Visitors will find tactile elements throughout the Smithsonian’s spaces, open captioning on all exhibition videos, and assistive listening devices on request. Individual museums can arrange tactile and visual description tours if contacted in advance. Access services for public programs, such as real-time captioning and sign language interpretation, are also available at most locations.

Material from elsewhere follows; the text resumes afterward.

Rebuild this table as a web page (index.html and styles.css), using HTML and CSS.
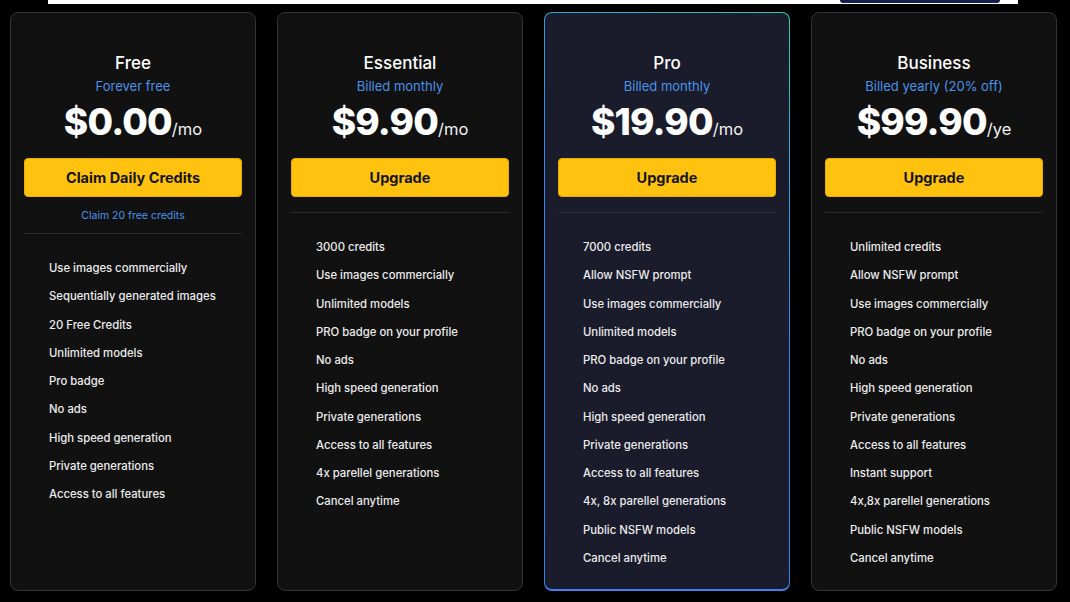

The Smithsonian also considers the needs of mobility-impaired visitors—all museums offer at least one disabled entrance and elevator. Additionally, manual wheelchairs are free at all Smithsonian museums and the National Zoo on a first-come, first-serve basis, and all visitors are welcome to use their own mobility devices. It’s all part of the Smithsonian’s commitment to creating inclusive museum facilities, programs, and services to aid in all visitors feeling valued and welcomed.
Prioritizing accessibility on the National Mall
Accessibility is also a matter of great importance for the National Park Service (NPS), which oversees the nearly 310-acre National Mall anchored by the awe-inspiring Lincoln Memorial on one end and dome-crowned U.S. Capitol at the other.
NPS provides braille brochures of each memorial free of charge to onsite visitors or at any information kiosk. American Sign Language interpretation is also offered upon request at no cost. Closed captioning is available for the educational films played in the Lincoln and Thomas Jefferson Memorials and Washington Monument.
Additionally, the interior of the white obelisk that is the Washington Monument is fully accessible for visitors in wheelchairs, as are the Lincoln and Jefferson Memorial interiors. NPS also provides free wheelchair services at these monuments, as well as at the Vietnam Veterans Memorial, the Korean War Veterans Memorial, and others.
And for those who need parking, there’s permit-only, accessible parking at the Franklin Delano Roosevelt and National World War II Memorials and near the Washington Monument and the Jefferson, Lincoln, Korean War Veterans, and Vietnam Veterans Memorials. These options help define the commitment that NPS has to constantly improving accessibility to ensure absolutely everyone can enjoy the National Mall.
The entire city keeps disabled visitors in mind
While the famous museums and monuments are Washington, D.C.’s biggest attractions, it offers so much more, including historic neighborhoods, legendary restaurants, and celebrated cultural attractions. Fortunately, the D.C. Department of Motor Vehicles recognizes disability tags from other states, ensuring on-street parking is available to everyone with disabilities, including visitors. Pro tip: Those with disability tags can park in any space designated for a disabled person or park for twice the posted time in any metered spaces except where indicated.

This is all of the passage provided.